8.1 Stationarity and differencing

A stationary time series is one whose properties do not depend on the time at which the series is observed.1 So time series with trends, or with seasonality, are not stationary — the trend and seasonality will affect the value of the time series at different times. On the other hand, a white noise series is stationary — it does not matter when you observe it, it should look much the same at any period of time.

Some cases can be confusing — a time series with cyclic behaviour (but not trend or seasonality) is stationary. That is because the cycles are not of fixed length, so before we observe the series we cannot be sure where the peaks and troughs of the cycles will be.

In general, a stationary time series will have no predictable patterns in the long-term. Time plots will show the series to be roughly horizontal (although some cyclic behaviour is possible) with constant variance.

Figure 8.1: Which of these series are stationary? (a) Dow Jones index on 292 consecutive days; (b) Daily change in Dow Jones index on 292 consecutive days; (c) Annual number of strikes in the US; (d) Monthly sales of new one-family houses sold in the US; (e) Price of a dozen eggs in the US (constant dollars); (f) Monthly total of pigs slaughtered in Victoria, Australia; (g) Annual total of lynx trapped in the McKenzie River district of north-west Canada; (h) Monthly Australian beer production; (i) Monthly Australian electricity production.

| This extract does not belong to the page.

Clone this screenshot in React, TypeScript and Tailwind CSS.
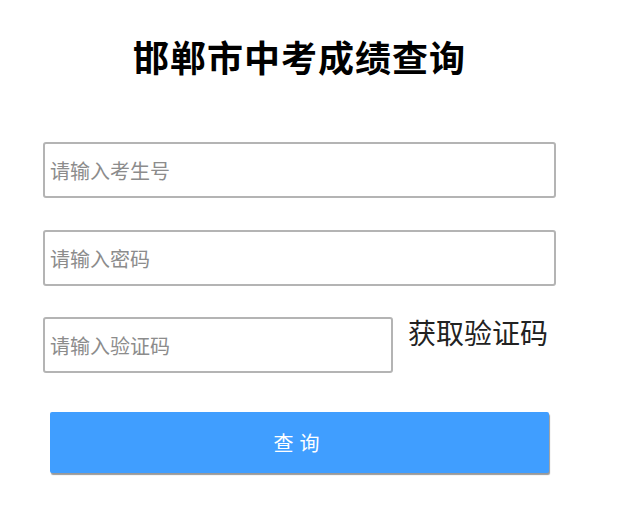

Consider the nine series plotted in Figure 8.1. Which of these do you think are stationary? Obvious seasonality rules out series (d), (h) and (i). Trend rules out series (a), (c), (e), (f) and (i). Increasing variance also rules out (f). That leaves only (b) and (g) as stationary series. At first glance, the strong cycles in series (g) might appear to make it non-stationary. But these cycles are aperiodic — they are caused when the lynx population becomes too large for the available feed, so they stop breeding and the population falls to very low numbers, then the regeneration of their food sources allows the population to grow again, and so on. In the long-term, the timing of these cycles is not predictable. Hence the series is stationary.

Differencing

In Figure 8.1, notice how the Dow Jones index data was non-stationary in panel (a), but the daily changes were stationary in panel (b). This shows one way to make a time series stationary — compute the differences between consecutive observations. This is known as differencing.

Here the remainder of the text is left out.